Considérant qu’il résulte de ce qui précède que la compagnie foncière Fidéicom est fondée à demander la réparation de son préjudice résultant de la différence entre le prix figurant dans la promesse de vente, soit 1 750 000F (266 785, 78 euros), et le prix de vente effectif, soit 675 000 F (102 903, 09 euros) ;

Considérant qu’il résulte de tout ce qui précède que la COMMUNE DE FAYET est fondée à soutenir que c’est à tort que, par le jugement attaqué, le tribunal administratif d’Amiens l’a condamnée à verser à la compagnie foncière Fideicom la somme de 1 750 000 F (266 785, 78 euros), qui doit être ramenée à la somme de 1 075 000 F (163 882, 69 euros), augmentée des intérêts au taux légal à compter du 5 juillet 1997, date de réception de la réclamation préalable de la société ; qu’il n’y a pas lieu, dans les circonstances de l’espèce, de faire droit aux conclusions présentées par la COMMUNE DE FAYET en application des dispositions de l’article L. 761-1 du code de justice administrative ; que ces dispositions font obstacle à ce que soit mis à la charge de la COMMUNE DE FAYET, qui n’est pas, dans la présente instance, la partie perdante, le versement d’une somme au titre des frais exposées par elle et non compris dans les dépens ;

D E C I D E :

Article 1er : L’arrêt de la cour administrative d’appel de Douai du 14 décembre 2006 est annulé.

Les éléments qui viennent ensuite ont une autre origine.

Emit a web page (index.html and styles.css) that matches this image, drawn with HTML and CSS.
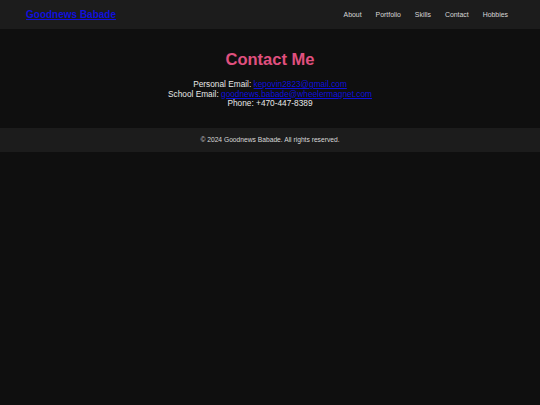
FILE: index.html
```html
<!DOCTYPE html>
<html lang="en">
<head>
<meta charset="utf-8">
<title>Goodnews Babade</title>
<link rel="stylesheet" href="styles.css">
</head>
<body>
<header class="site-header">
  <a class="logo" href="#">Goodnews Babade</a>
  <nav class="nav">
    <a href="#">About</a>
    <a href="#">Portfolio</a>
    <a href="#">Skills</a>
    <a href="#">Contact</a>
    <a href="#">Hobbies</a>
  </nav>
</header>
<main class="contact">
  <h2 class="title">Contact Me</h2>
  <p class="line">Personal Email: <a href="#">kepovin2823@gmail.com</a></p>
  <p class="line">School Email: <a href="#">goodnews.babade@wheelermagnet.com</a></p>
  <p class="line">Phone: +470-447-8389</p>
</main>
<footer class="site-footer">
  <p>&copy; 2024 Goodnews Babade. All rights reserved.</p>
</footer>
</body>
</html>
```

FILE: styles.css
```css
html, body {
  margin: 0;
  padding: 0;
  background: #0f0f0f;
  color: #ffffff;
  font-family: "Liberation Sans", Arial, sans-serif;
}
a { color: #1010dd; }
.site-header {
  display: flex;
  justify-content: space-between;
  align-items: center;
  height: 29px;
  padding: 0 32px 0 26px;
  background: #1c1c1c;
}
.logo {
  font-size: 10px;
  font-weight: bold;
}
.nav {
  display: flex;
  gap: 14px;
}
.nav a {
  color: #d8d8d8;
  text-decoration: none;
  font-size: 6.9px;
}
.contact {
  text-align: center;
  padding: 21px 0 19px;
}
.title {
  margin: 0 0 11px;
  font-size: 16.5px;
  font-weight: bold;
  color: #e0507f;
}
.line {
  margin: 0;
  font-size: 8.3px;
  line-height: 9.5px;
  color: #e8e8e8;
}
.site-footer {
  background: #1c1c1c;
  text-align: center;
  padding: 8px 0;
}
.site-footer p {
  margin: 0;
  font-size: 6.7px;
  line-height: 8px;
  color: #d8d8d8;
}
```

Article 2 : La somme de 266 785, 78 euros que la COMMUNE DU FAYET a été condamnée à verser à la compagnie foncière Fideicom par le jugement du tribunal administratif d’Amiens du 13 juin 2002 est ramenée à la somme de 163 882, 69 euros ; cette somme portera intérêt au taux légal à compter du 5 juillet 1997.

Article 3 : Le jugement du tribunal administratif d’Amiens du 13 juin 2002 est réformé en ce qu’il a de contraire à la présente décision.

Article 4 : Les conclusions présentées en application de l’article L. 761-1 du code de justice administrative par la compagnie foncière Fideicom et par la COMMUNE DE FAYET sont rejetées.

Article 5 : La présente décision sera notifiée à la COMMUNE DE FAYET et à la compagnie foncière Fideicom.